Part M: Size Analysis
This section is about determining if the applicant and its affiliates can be categorized as small. It asks for information about industry, average annual receipts, number of employees, and tangible net worth, along with other data necessary to distinguish size.
Part U: 7(a) Small Loan
This portion of the form addresses credit score information, as well as what information should be included in the lender’s credit memo (e.g., summary of business history and management, a description of collateral and its estimated value, and other loan specifics). There is also a section for details regarding SBA Community Advantage loans, which focus on underserved communities and provide loans of $250,000 or less.
How To Submit Form 1920
Both delegated and non-delegated lenders must complete, sign, and date the form, and keep it in loan file. Non-delegated lenders must also submit Form 1920 electronically to the Loan Guaranty Processing Center (LGPC).
A note at the bottom of Form 1920 estimates that the burden for completing the form—including the review of instructions, gathering of data, form completion, and review—to be about 25 minutes per response.
Frequently Asked Questions (FAQs)
How hard is it to get an SBA 7(a) loan?
The SBA typically has higher eligibility standards and requires more documentation, which can lead to a longer approval process. To be eligible for an SBA 7(a) loan, businesses must meet the agency’s requirement criteria. You can learn more about the terms, conditions, and eligibility of 7(a) loans on the SBA’s website.
What is the maximum SBA 7(a) loan amount?

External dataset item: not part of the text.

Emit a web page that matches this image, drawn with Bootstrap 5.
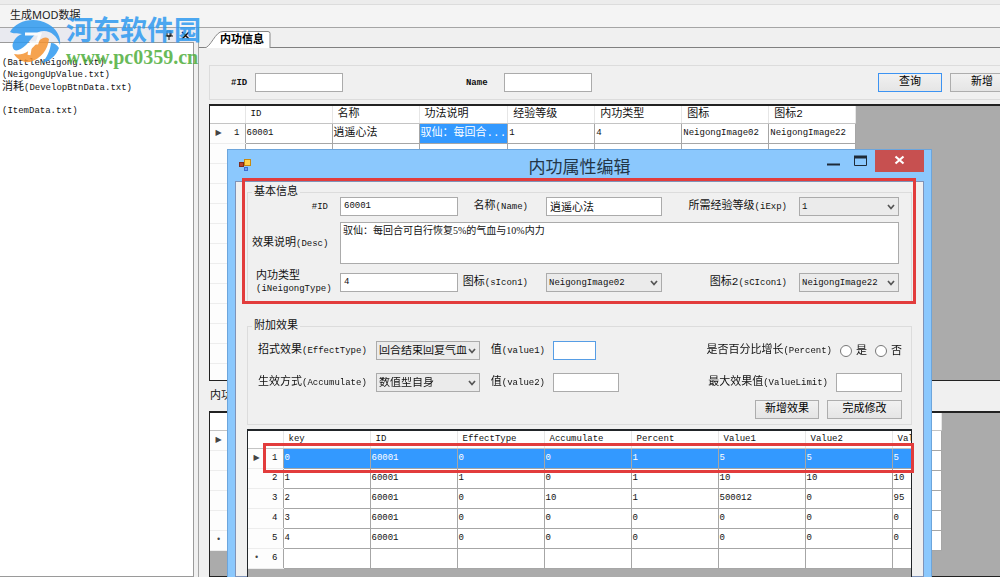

Depending on the specific 7(a) loan program—Small or Express, for example—the maximum amount ranges from $350,000 to $500,000, respectively. The largest maximum loan amount, however, is $5 million, which can be accessed through the SBA’s 7(a) Standard loan program.
What is the maximum term on an SBA 7(a) loan?
SBA loans have maximum maturities of 25 years for real estate, 10 years for equipment, and 10 years of working capital or inventory loan. Loan maturities are based on the business’s ability to repay, the purpose of the loan, and the useful life of the business assets financed.